There was a mistake she told Anderson Cooper. The story
was wrong she said. Only one of the miners had survived.
The other twelve were dead. Irreversibly, irretrievably
dead.
Devastated, as if my own son had been in that dark shaft
three miles under, I thought back to the days of youth,
far from TV, far from the unbearable weight of tragedy.
So overwhelmed was I, in fact, that I didn’t listen
to the radio for those two days either, and I turned my
head when I passed a newspaper.
Where were my frescoes, Fantas, apricots? In their stead,
bone crushing reality. Suffocating and painful.
With the TV and the radio off, I turned to my books and
found little solace in Keats, as forlorn then as I was feeling
now. “O for a beaker full of the warm South,”

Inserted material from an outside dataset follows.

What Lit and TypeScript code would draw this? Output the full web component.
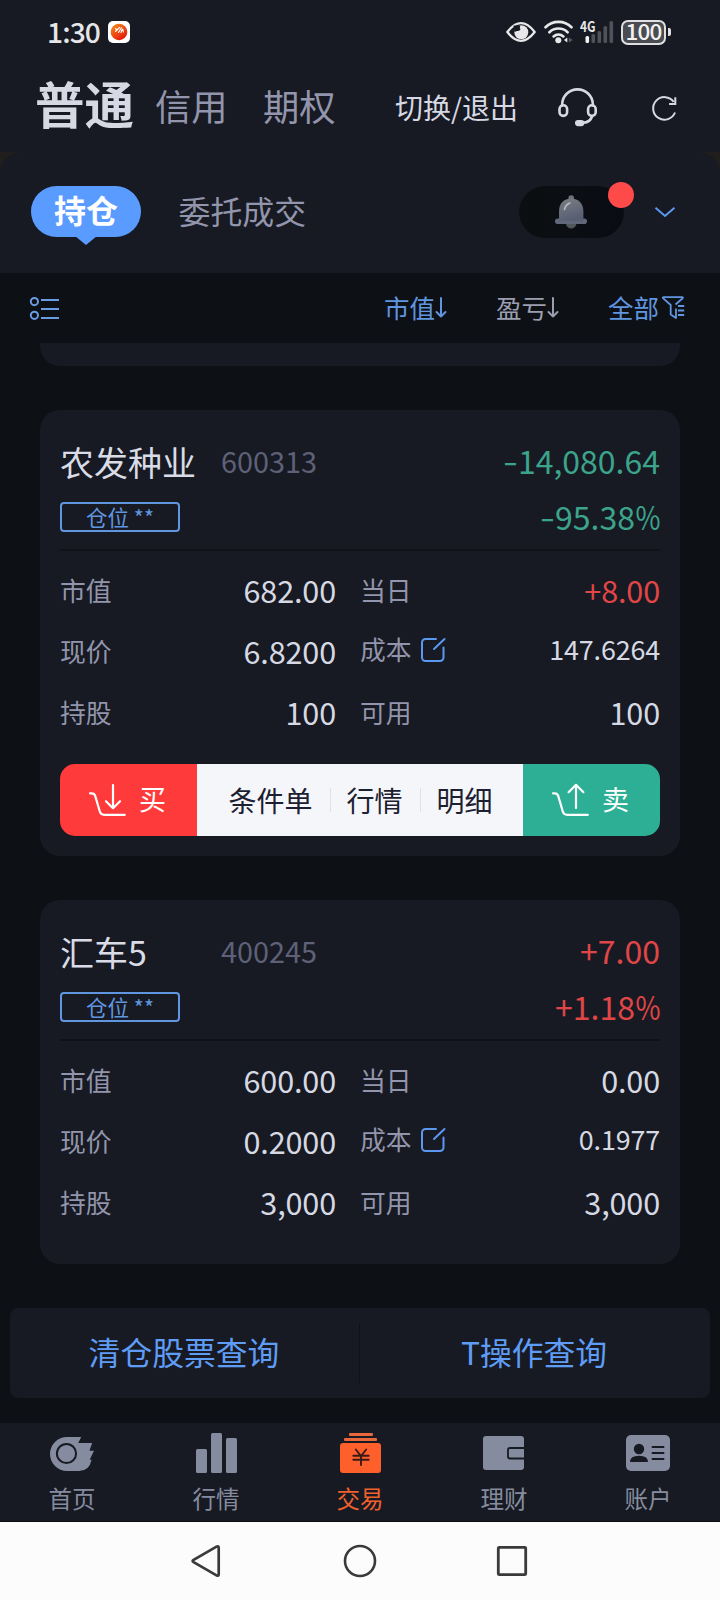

he wrote in “Ode to a Nightingale,” “With
beaded bubbles winking at the brim, / And purple-stained
mouth, / That I might drink, and leave the world unseen,
/ And with thee fade into the forest dim – ”
Hemingway once said that life is basically a tragedy, and
I have always been angry with him for saying that. I clung
to the gelato and pizza cooked in a real woodfire oven,
but as I get older I know he was right and I’m only
resisting the grown up truth. I mean, how can we put a positive
spin on the loss of a father, brother, son, perhaps the
primary – if not the only – breadwinner in a
family? We can’t. It’s truth. Brutal, unforgiving
truth. But Keats, elsewhere, also told us truth is beauty.
Beauty truth. Perhaps we can find something there to sooth
the ravaged soul.
Perhaps we can also find something of a soothing in the
fact the each of us, in each generation experiences the
same realization, thus the same longing. Keats, me, all
of us.
Is there at least some comfort in company?